There was a total disconnect between the financial hurricane hitting America and some archaeology about a '60s radical sitting with Obama on the board of the Woods Fund.
It could have been different. McCain could have gone into the first debate attacking Obama for his support of the bailout. He could have sent Palin round the country denouncing Wall Street greed and predatory bankers, as she did in her debate with Joe Biden. Unlike McCain, Obama and Biden, Palin had no Wall Street cash showing in her campaign war chest, filled only with virtuous mooseburgers.
McCain chickened out, as he always does. He played a feeble role in Washington and voted meekly for the bailout, and thereby threw away the chance to put Obama on the defensive and to allow Palin to taunt Biden for his vote when she faced the paid agent of the credit card companies in St Louis.

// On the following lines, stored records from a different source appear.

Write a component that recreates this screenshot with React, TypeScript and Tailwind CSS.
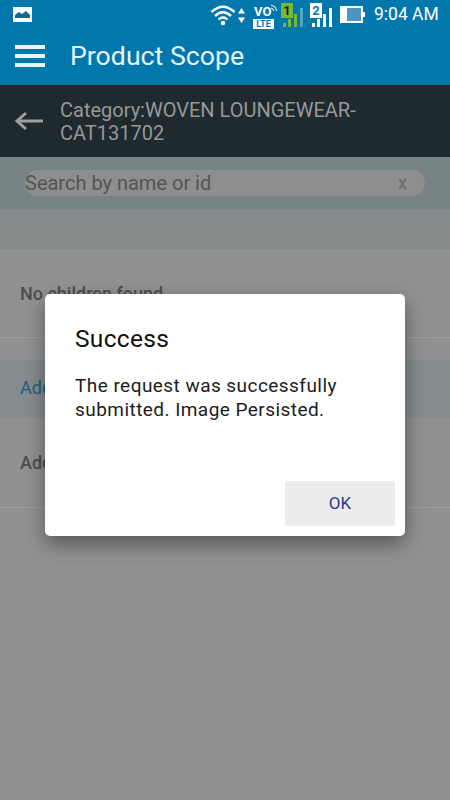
import React from "react";

const font = { fontFamily: "Roboto, sans-serif" };

function StatusIcons() {
  return (
    <div className="flex items-center h-full">
      <svg width="35" height="22" viewBox="0 0 35 22" className="ml-[210px]" fill="none" stroke="#fff">
        <path d="M1.500 8 Q13 -2.500 24.500 8" strokeWidth="2.400" />
        <path d="M5 12 Q13 4.500 21 12" strokeWidth="2.400" />
        <path d="M8.500 15.500 Q13 11.500 17.500 15.500" strokeWidth="2.200" />
        <circle cx="13" cy="19" r="2.200" fill="#fff" stroke="none" />
        <path d="M31.500 4 L35 9.500 H28Z M31.500 19 L35 13.500 H28Z" fill="#fff" stroke="none" />
      </svg>
      <div className="relative ml-[8px] w-[24px] h-[24px]">
        <span className="absolute left-[1px] top-[3px] text-white font-bold text-[13px] leading-[12px]">VO</span>
        <svg width="8" height="8" viewBox="0 0 8 8" className="absolute right-[-1px] top-[1px]" fill="none" stroke="#fff" strokeWidth="1">
          <path d="M1 1 Q6 2 7 7" />
          <path d="M1 4 Q3.500 4.500 4 7" />
        </svg>
        <span className="absolute left-0 top-[16px] w-[21px] h-[10px] bg-white text-[#0277ac] font-bold text-[9px] leading-[10px] text-center">LTE</span>
      </div>
      <div className="relative ml-[4px] w-[24px] h-[26px]">
        <span className="absolute left-0 top-[1px] w-[12px] h-[15px] bg-[#7cb82f] text-[#123] font-bold text-[13px] leading-[15px] text-center">1</span>
        <svg width="24" height="26" viewBox="0 0 24 26" className="absolute left-0 top-0">
          <rect x="2" y="21" width="3" height="4" fill="#7cb82f" />
          <rect x="7" y="17" width="3" height="8" fill="#7cb82f" />
          <rect x="13" y="12" width="3" height="13" fill="#7cb82f" />
          <rect x="19" y="6" width="3" height="19" fill="#9cc" opacity="0.55" />
        </svg>
      </div>
      <div className="relative ml-[5px] w-[24px] h-[26px]">
        <span className="absolute left-0 top-[1px] w-[12px] h-[15px] bg-white text-[#0277ac] font-bold text-[13px] leading-[15px] text-center">2</span>
        <svg width="24" height="26" viewBox="0 0 24 26" className="absolute left-0 top-0">
          <rect x="2" y="21" width="3" height="4" fill="#fff" />
          <rect x="7" y="17" width="3" height="8" fill="#fff" />
          <rect x="13" y="12" width="3" height="13" fill="#fff" />
          <rect x="19" y="6" width="3" height="19" fill="#fff" />
        </svg>
      </div>
      <svg width="26" height="18" viewBox="0 0 26 18" className="ml-[6px]">
        <rect x="1" y="1" width="21" height="15" fill="#4d96c3" stroke="#fff" strokeWidth="2" />
        <rect x="1" y="1" width="6" height="15" fill="#fff" />
        <rect x="22" y="6" width="3" height="5" fill="#fff" />
      </svg>
      <span className="ml-[8px] text-white text-[17.500px] leading-none whitespace-nowrap">9:04 AM</span>
    </div>
  );
}

export default function App() {
  return (
    <div style={font} className="relative w-[450px] h-[800px] overflow-hidden bg-[#919191] flex flex-col">
      {/* App bar */}
      <div className="h-[85px] bg-[#0277ac] flex flex-col shrink-0">
        <div className="relative h-[29px] shrink-0">
          <svg width="20" height="16" viewBox="0 0 20 16" className="absolute left-[13px] top-[7px]">
            <rect x="0" y="0" width="19" height="15" fill="#fff" />
            <path d="M2 11 L2 8 L6 5 L9 7 L13 4 L17 8 L17 11Z" fill="#0f6a98" />
          </svg>
          <StatusIcons />
        </div>
        <div className="flex items-center h-[56px] pb-[2px]">
          <div className="ml-[15px] w-[30px] flex flex-col gap-[5px]">
            <div className="h-[4px] bg-[#e8f6fb]" />
            <div className="h-[4px] bg-[#e8f6fb]" />
            <div className="h-[4px] bg-[#e8f6fb]" />
          </div>
          <span className="ml-[25px] text-[26.700px] text-[#e3f4fa]">Product Scope</span>
        </div>
      </div>

      {/* Sub header */}
      <div className="h-[72px] bg-[#1f2a2e] flex items-center shrink-0">
        <svg width="30" height="22" viewBox="0 0 30 22" className="ml-[14px]" fill="none" stroke="#9ca0a0" strokeWidth="3">
          <path d="M29 11 H3" />
          <path d="M12 3 L3 11 L12 19" />
        </svg>
        <div className="ml-[16px] text-[20px] leading-[23px] text-[#95989a] pt-[1px]">
          Category:WOVEN LOUNGEWEAR-
          <br />
          CAT131702
        </div>
      </div>

      {/* Search */}
      <div className="h-[52px] bg-[#788386] flex items-center justify-center shrink-0">
        <div className="w-[400px] h-[26px] rounded-[13px] bg-[#8e8e8e] flex items-center justify-between pr-[18px]">
          <span className="text-[20px] text-[#555] leading-none">Search by name or id</span>
          <span className="text-[18px] font-medium text-[#6d6d6d] leading-none">x</span>
        </div>
      </div>

      <div className="h-[40px] bg-[#858a8a] shrink-0" />

      {/* Rows */}
      <div className="h-[89px] border-b border-[#9c9c9c] flex items-center px-[20px] shrink-0 pt-[1px]">
        <span className="text-[18px] font-medium text-[#4e4e4e]">No children found</span>
      </div>
      <div className="h-[22px] shrink-0" />
      <div className="h-[58px] bg-[#858c8e] flex items-center px-[20px] shrink-0 pb-[3px]">
        <span className="text-[18px] text-[#1d5f80]">Add</span>
      </div>
      <div className="h-[90px] border-b border-[#9c9c9c] flex items-center px-[20px] shrink-0">
        <span className="text-[18px] font-medium text-[#4e4e4e]">Add</span>
      </div>

      {/* Dialog */}
      <div className="absolute left-[45px] top-[294px] w-[360px] h-[242px] bg-white rounded-[5px] shadow-[0_8px_20px_rgba(0,0,0,0.4)] flex flex-col">
        <div className="px-[30px] pt-[30px] text-[24.500px] leading-[30px] text-[#111] tracking-[0.3px]">Success</div>
        <div className="px-[30px] mt-[20px] text-[19px] leading-[24px] text-[#1c1c1c] tracking-[0.45px]">
          The request was successfully
          <br />
          submitted. Image Persisted.
        </div>
        <div className="mt-auto flex justify-end pr-[10px] pb-[10px]">
          <div className="w-[110px] h-[45px] bg-[#ececec] rounded-[3px] flex items-center justify-center text-[17px] text-[#2b3a8c]">
            OK
          </div>
        </div>
      </div>
    </div>
  );
}
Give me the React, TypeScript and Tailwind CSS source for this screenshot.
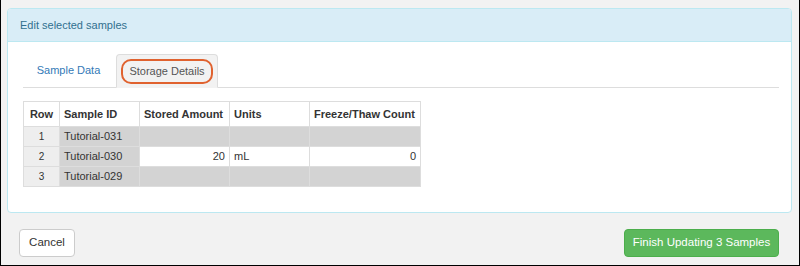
export default function App() {
  const rows = [
    { n: 1, id: "Tutorial-031", editable: false, amount: "", units: "", ft: "" },
    { n: 2, id: "Tutorial-030", editable: true, amount: "20", units: "mL", ft: "0" },
    { n: 3, id: "Tutorial-029", editable: false, amount: "", units: "", ft: "" },
  ];

  return (
    <div
      className="w-[800px] h-[266px] bg-[#f2f2f2] border-l border-r border-b border-black pt-[8px] pl-[6px] pr-[7px] text-[#333]"
      style={{ fontFamily: '"Liberation Sans", Arial, sans-serif' }}
    >
      {/* Panel */}
      <div className="h-[205px] bg-white border border-[#bce8f1] rounded-[4px] overflow-hidden">
        <div className="h-[33px] bg-[#d9edf7] border-b border-[#bce8f1] px-[12px] flex items-center text-[11px] text-[#31708f]">
          Edit selected samples
        </div>

        <div className="pl-[15px] pr-[12px] pt-[12px]">
          {/* Tabs */}
          <div className="flex items-end border-b border-[#ddd] h-[34px]">
            <div className="w-[91px] h-[33px] flex items-center justify-center text-[11px] text-[#337ab7] whitespace-nowrap">
              Sample Data
            </div>
            <div className="ml-[2px] w-[102px] h-[34px] -mb-px bg-[#f2f2f2] border border-[#ddd] border-b-transparent rounded-t-[4px] flex items-center justify-center">
              <div className="w-[92px] h-[25px] mt-[1px] border-2 border-[#e0622f] rounded-[10px] flex items-center justify-center text-[11px] text-[#555] whitespace-nowrap">
                Storage Details
              </div>
            </div>
          </div>

          {/* Grid */}
          <table className="mt-[13px] border-collapse table-fixed text-[11px] whitespace-nowrap">
            <colgroup>
              <col className="w-[36px]" />
              <col className="w-[80px]" />
              <col className="w-[90px]" />
              <col className="w-[80px]" />
              <col className="w-[111px]" />
            </colgroup>
            <thead>
              <tr className="h-[25px]">
                <th className="border border-[#ddd] font-bold text-center px-[3px]">Row</th>
                <th className="border border-[#ddd] font-bold text-left px-[4px]">Sample ID</th>
                <th className="border border-[#ddd] font-bold text-left px-[4px]">Stored Amount</th>
                <th className="border border-[#ddd] font-bold text-left px-[4px]">Units</th>
                <th className="border border-[#ddd] font-bold text-left px-[4px]">Freeze/Thaw Count</th>
              </tr>
            </thead>
            <tbody>
              {rows.map((r) => (
                <tr key={r.n} className="h-[20px]">
                  <td className="border border-[#ddd] bg-[#eeeeee] text-center text-[10px] py-0">{r.n}</td>
                  <td className="border border-[#ddd] bg-[#d3d3d3] px-[4px] py-0">{r.id}</td>
                  <td className={`border border-[#ddd] px-[4px] py-0 text-right ${r.editable ? "bg-white" : "bg-[#d3d3d3]"}`}>{r.amount}</td>
                  <td className={`border border-[#ddd] px-[4px] py-0 ${r.editable ? "bg-white" : "bg-[#d3d3d3]"}`}>{r.units}</td>
                  <td className={`border border-[#ddd] px-[4px] py-0 text-right ${r.editable ? "bg-white" : "bg-[#d3d3d3]"}`}>{r.ft}</td>
                </tr>
              ))}
            </tbody>
          </table>
        </div>
      </div>

      {/* Footer */}
      <div className="mt-[16px] pl-[12px] pr-[13px] flex justify-between">
        <button className="w-[56px] h-[28px] bg-white border border-[#ccc] rounded-[4px] text-[11.5px] text-[#333]">
          Cancel
        </button>
        <button className="w-[155px] h-[28px] bg-[#5cb85c] border border-[#4cae4c] rounded-[4px] text-[11.5px] text-white">
          Finish Updating 3 Samples
        </button>
      </div>
    </div>
  );
}
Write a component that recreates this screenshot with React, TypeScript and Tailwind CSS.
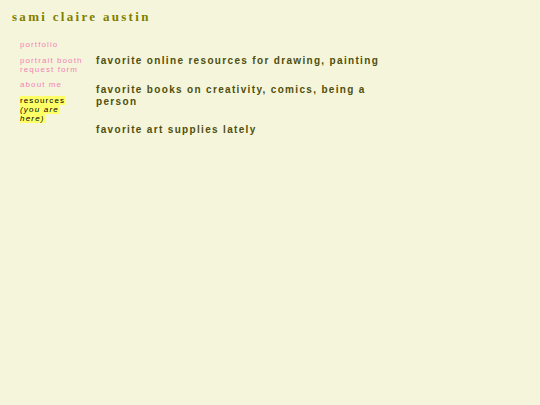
const navItems = [
  { label: 'portfolio' },
  { label: 'portrait booth request form' },
  { label: 'about me' },
];

const resources = [
  'favorite online resources for drawing, painting',
  'favorite books on creativity, comics, being a person',
  'favorite art supplies lately',
];

export default function App() {
  return (
    <div className="min-h-[405px] w-full bg-[#f5f5dc] font-['Liberation_Sans',Arial,sans-serif]">
      <h1 className="px-3 pt-[9px] font-['Liberation_Serif','Times_New_Roman',serif] text-[13px] font-bold leading-[16px] tracking-[2.3px] text-[#808000]">
        sami claire austin
      </h1>

      <div className="flex pt-[15px]">
        <nav className="ml-5 w-[64px] shrink-0 text-[8px] leading-[9px] tracking-[1.1px]">
          {navItems.map((item) => (
            <p key={item.label} className="mb-[6.5px] text-[#f284b4]">
              {item.label}
            </p>
          ))}
          <p className="text-black">
            <span className="bg-[#ffff66]">
              resources <i className="tracking-[1.2px]">(you are here)</i>
            </span>
          </p>
        </nav>

        <main className="ml-[12px] w-[300px] pt-[15px]">
          {resources.map((r) => (
            <h2
              key={r}
              className="mb-[16.5px] text-[10px] font-bold leading-[12px] tracking-[1.33px] text-[#4f4f0c]"
            >
              {r}
            </h2>
          ))}
        </main>
      </div>
    </div>
  );
}
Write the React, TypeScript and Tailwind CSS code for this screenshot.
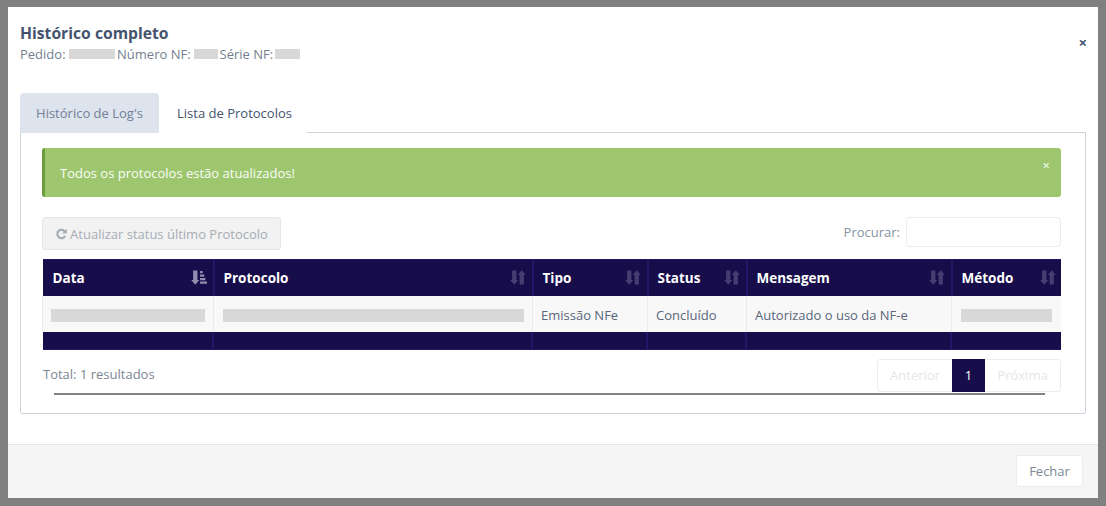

Will Obama changed the political landscape? On Sept. 23, he stated on NBC that the crisis and prospect of a huge bailout required bipartisan action and meant he likely would have to delay expansive spending programs outlined during his campaign for the White House. Thus did he surrender power even before he gained it. The next day, he told reporters in Clearwater, Fla., that "issues like bankruptcy reform, which are very important to Democrats, is probably something that we shouldn't try to do in this piece of legislation." In addition, he said that his proposed economic stimulus program "is not necessarily something that we should have in this package." Then he worked the phone, hectoring recalcitrants in the Congressional Black Caucus to vote for the bailout, whose paramount importance was as a show of force as dramatic as 19th century cavalry cutting down demonstrators at Peterloo.
As an instigator of beneficial change, the Clinton administration was over six months after Election Day 1992, when Clinton and turned to Al Gore and said, "You mean my reelection hinges on the Federal Reserve and some f------- bond traders?" Gore nodded, and Clinton promptly abandoned his economic plan to follow the dictates of Wall Street tycoons like Robert Rubin, now a top adviser to Obama. Assuming he wins, Obama beat the speed of Bill Clinton's 1993 collapse by almost seven months.